Email Deluge About Trying to Free Yourself From Email

In Saturday's post [I Freed Myself From Email's Grip] I pointed to a story about Luis Suarez trying to reduce his use of email by using platform communication tools. He is increasingly using web 2.0 and enterprise 2.0 mainstays like blogs and wikis to answer the questions and host the answers to the questions.

Law firms and businesses operated for a long time with out email.  They were successful without email. There is no reason to think that email is either the zenith or the endpoint for business communications.  Email is an incredibly powerful tool. But it is a closed system where it is hard to find and very hard to reuse information.  Take a look at your email.  Wouldn't you like to have the answers to a lot of those questions saved for later use? Are people trying to turn your email into a content repository?

Based on those propositions, Luis outlined what he was trying to do in I Freed Myself From E-Mail’s Grip.  The unexpected consequence of the article was that he received a deluge of emails from people sending him the article or their thoughts on the article: Giving up on Work e-mail - Status Report on Weeks 15 to 20. (I am a true believer; I sent my message with Twitter and put up Saturday's blog post.) 

The article about reducing email even ended up on the top ten list of most emailed articles on NYTimes.com.
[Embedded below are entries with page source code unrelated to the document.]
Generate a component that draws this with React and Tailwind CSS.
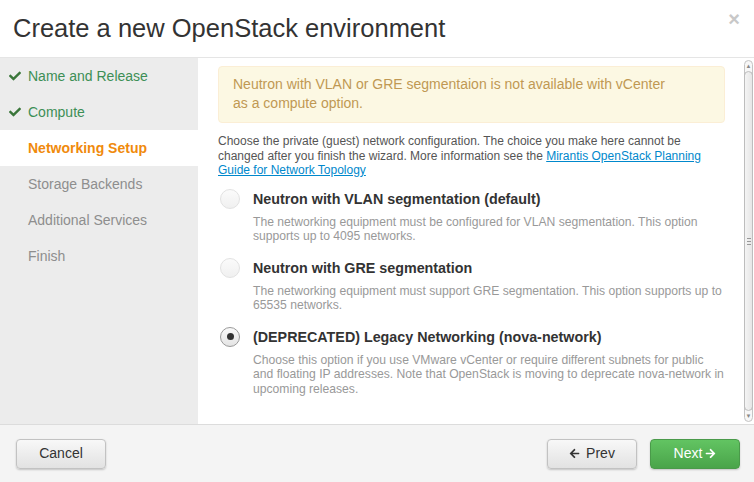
import { FaCheck, FaArrowLeft, FaArrowRight } from 'react-icons/fa';

const steps = [
  { label: 'Name and Release', state: 'done' },
  { label: 'Compute', state: 'done' },
  { label: 'Networking Setup', state: 'active' },
  { label: 'Storage Backends', state: 'todo' },
  { label: 'Additional Services', state: 'todo' },
  { label: 'Finish', state: 'todo' },
];

const options = [
  {
    label: 'Neutron with VLAN segmentation (default)',
    desc: 'The networking equipment must be configured for VLAN segmentation. This option supports up to 4095 networks.',
    checked: false,
  },
  {
    label: 'Neutron with GRE segmentation',
    desc: 'The networking equipment must support GRE segmentation. This option supports up to 65535 networks.',
    checked: false,
  },
  {
    label: '(DEPRECATED) Legacy Networking (nova-network)',
    desc: 'Choose this option if you use VMware vCenter or require different subnets for public and floating IP addresses. Note that OpenStack is moving to deprecate nova-network in upcoming releases.',
    checked: true,
  },
];

const Radio = ({ checked }) => (
  <div
    className={`w-[20px] h-[20px] rounded-full flex items-center justify-center flex-shrink-0 ${
      checked
        ? 'border border-[#9a9a9a] bg-gradient-to-b from-[#fafafa] to-[#e4e4e4]'
        : 'border border-[#e2e2e2] bg-gradient-to-b from-[#fbfbfb] to-[#f0f0f0]'
    }`}
  >
    {checked && <div className="w-[7px] h-[7px] rounded-full bg-[#333]" />}
  </div>
);

export default function App() {
  return (
    <div className="w-[754px] h-[482px] flex flex-col bg-white font-['Liberation_Sans',Arial,sans-serif] text-[#333] overflow-hidden">
      {/* Header */}
      <div className="h-[58px] flex-shrink-0 flex items-start justify-between border-b border-[#e5e5e5] pl-[13px] pr-[14px]">
        <h3 className="text-[25.5px] leading-[30px] mt-[13px] text-[#333]">Create a new OpenStack environment</h3>
        <span className="text-[20px] leading-[20px] mt-[9px] font-bold text-[#c8c8c8]">×</span>
      </div>

      {/* Body */}
      <div className="flex flex-1 min-h-0">
        {/* Wizard steps */}
        <div className="w-[198px] flex-shrink-0 bg-[#ececec] flex flex-col">
          {steps.map((s) => (
            <div
              key={s.label}
              className={`h-[36px] flex items-center text-[14px] ${
                s.state === 'active' ? 'bg-white text-[#f08a0c] font-bold' : ''
              } ${s.state === 'done' ? 'text-[#3d8f56]' : ''} ${s.state === 'todo' ? 'text-[#8e8e8e]' : ''}`}
            >
              <span className="w-[28px] flex justify-center pl-[2px]">
                {s.state === 'done' && <FaCheck className="w-[12px] h-[12px] text-[#3a763a]" />}
              </span>
              {s.label}
            </div>
          ))}
        </div>

        {/* Content */}
        <div className="flex-1 flex min-w-0">
          <div className="flex-1 pl-[20px] pr-[19px] pt-[8px]">
            <div className="bg-[#fcf8e3] border border-[#fbeed5] rounded-[4px] px-[14px] pt-[8px] pb-[9px] text-[14px] leading-[19px] text-[#c09853]">
              Neutron with VLAN or GRE segmentaion is not available with vCenter
              <br />
              as a compute option.
            </div>
            <p className="mt-[11px] text-[12px] leading-[14.5px] text-[#555] pr-[10px]">
              Choose the private (guest) network configuration. The choice you make here cannot be changed after you finish the wizard. More information see the{' '}
              <a className="text-[#0088cc] underline">Mirantis OpenStack Planning Guide for Network Topology</a>
            </p>

            <div className="mt-[11px] flex flex-col gap-[14px]">
              {options.map((o) => (
                <div key={o.label} className="flex gap-[13px] pl-[2px]">
                  <Radio checked={o.checked} />
                  <div className="flex flex-col">
                    <div className="text-[14.3px] leading-[20px] font-bold text-[#333]">{o.label}</div>
                    <div className="mt-[6px] text-[12.15px] leading-[14.5px] text-[#999]">{o.desc}</div>
                  </div>
                </div>
              ))}
            </div>
          </div>

          {/* Scrollbar */}
          <div className="w-[10px] flex-shrink-0 flex flex-col items-stretch py-[2px] pr-[1px]">
            <div className="flex-1 border border-[#c4c4c4] rounded-[5px] bg-[#f7f7f7] flex flex-col">
              <div className="h-[10px] flex items-center justify-center text-[6px] leading-none text-[#888]">▲</div>
              <div className="flex-1 mx-[-1px] border border-[#bdbdbd] rounded-[5px] bg-gradient-to-r from-[#f4f4f4] to-[#e6e6e6] flex items-center justify-center">
                <div className="flex flex-col gap-[2px]">
                  <div className="w-[4px] h-[1px] bg-[#999]" />
                  <div className="w-[4px] h-[1px] bg-[#999]" />
                  <div className="w-[4px] h-[1px] bg-[#999]" />
                </div>
              </div>
              <div className="h-[10px] flex items-center justify-center text-[6px] leading-none text-[#888]">▼</div>
            </div>
          </div>
        </div>
      </div>

      {/* Footer */}
      <div className="h-[58px] flex-shrink-0 bg-[#f4f4f4] border-t border-[#dcdcdc] flex items-center justify-between pl-[16px] pr-[14px]">
        <button className="w-[90px] h-[30px] rounded-[4px] border border-[#c2c2c2] bg-gradient-to-b from-[#f8f8f8] to-[#e2e2e2] shadow-[0_1px_2px_rgba(0,0,0,0.2)] text-[14px] text-[#333]">
          Cancel
        </button>
        <div className="flex gap-[13px]">
          <button className="w-[90px] h-[30px] rounded-[4px] border border-[#c2c2c2] bg-gradient-to-b from-[#f8f8f8] to-[#e2e2e2] shadow-[0_1px_2px_rgba(0,0,0,0.2)] text-[14px] text-[#333] flex items-center justify-center gap-[6px]">
            <FaArrowLeft className="w-[11px] h-[11px]" />
            Prev
          </button>
          <button className="w-[90px] h-[30px] rounded-[4px] border border-[#4a9a4a] bg-gradient-to-b from-[#62c462] to-[#4aa44a] shadow-[0_1px_2px_rgba(0,0,0,0.2)] text-[14px] text-white flex items-center justify-center gap-[3px]">
            Next
            <FaArrowRight className="w-[11px] h-[11px]" />
          </button>
        </div>
      </div>
    </div>
  );
}
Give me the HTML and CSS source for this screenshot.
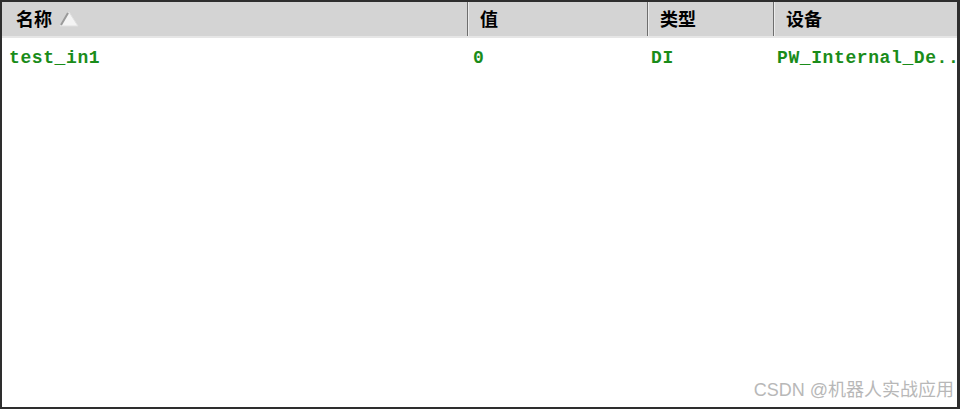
FILE: index.html
```html
<!DOCTYPE html>
<html>
<head>
<meta charset="UTF-8">
<title>变量表</title>
<link rel="stylesheet" href="styles.css">
</head>
<body>
<div class="grid">
    <div class="head">
        <div class="col c1">名称 <svg class="sort" width="22" height="16" viewBox="0 0 22 16"><polygon points="11,1 20,15 2,15" fill="#f4f4f4" stroke="#e0e0e0"/><line x1="10" y1="2" x2="3" y2="14" stroke="#9a9a9a" stroke-width="2"/></svg></div>
        <div class="col c2">值</div>
        <div class="col c3">类型</div>
        <div class="col c4">设备</div>
    </div>
    <div class="row">
        <div class="cell c1">test_in1</div>
        <div class="cell c2">0</div>
        <div class="cell c3">DI</div>
        <div class="cell c4">PW_Internal_De..</div>
    </div>
    <div class="mark">CSDN @机器人实战应用</div>
</div>
</body>
</html>
```
FILE: styles.css
```css
html, body { margin: 0; padding: 0; background: #fff; }
.grid { box-sizing: border-box; width: 960px; height: 409px; border: 2px solid #2e2e2e; border-right-width: 3px; position: relative; overflow: hidden; background: #fff; }
.head, .row { display: grid; grid-template-columns: 466px 180px 126px 1fr; }
.head { height: 36px; background: #d4d4d4; border-bottom: 2px solid #e6e6e6; box-sizing: border-box; }
.col { box-sizing: border-box; padding: 0 0 2px 12px; font-family: "Noto Sans CJK SC", sans-serif; font-weight: bold; font-size: 18px; color: #000; border-right: 1px solid #6e6e6e; box-shadow: inset 1px 0 0 #ececec; display: flex; align-items: center; height: 34px; }
.c1.col { padding-left: 14px; box-shadow: none; }
.c4.col { border-right: none; }
.sort { margin-left: 6px; margin-top: 2px; }
.row { height: 40px; align-items: center; }
.cell { font-family: "Liberation Mono", monospace; font-weight: bold; font-size: 18px; letter-spacing: 0.6px; color: #1a8c1a; padding-left: 5px; white-space: nowrap; overflow: hidden; }
.c1.cell { padding-left: 7px; }
.c3.cell, .c4.cell { padding-left: 3px; }
.mark { position: absolute; right: 3px; bottom: 6px; font-family: "Liberation Sans", "Noto Sans CJK SC", sans-serif; font-size: 18px; color: #b8b8b8; }
```
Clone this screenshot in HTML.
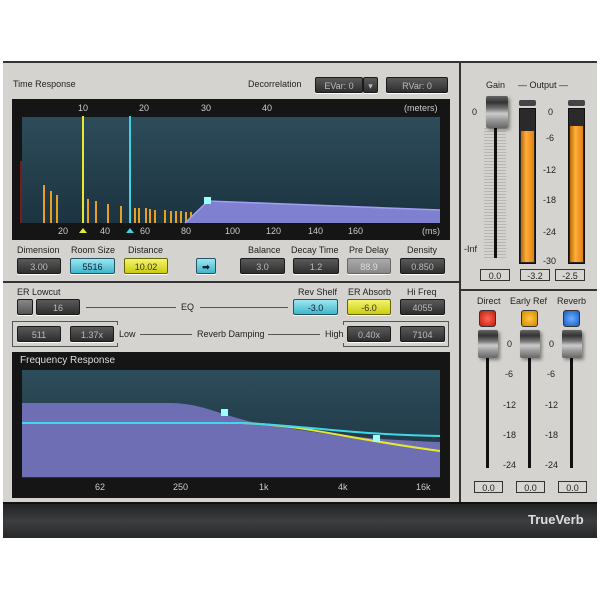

Keep in mind that the goal is not eliminate email. It is a very powerful and very useful tool. But it is not appropriate for every communication.
"I am just saying that it needs to be re-purposed and used for what it was meant to be in the first place: A communication tool for one on one conversations of a sensitive, private or confidential nature. The rest should be going out there, in the open, in the public space(s), transparent and with an opportunity for everyone to contribute!"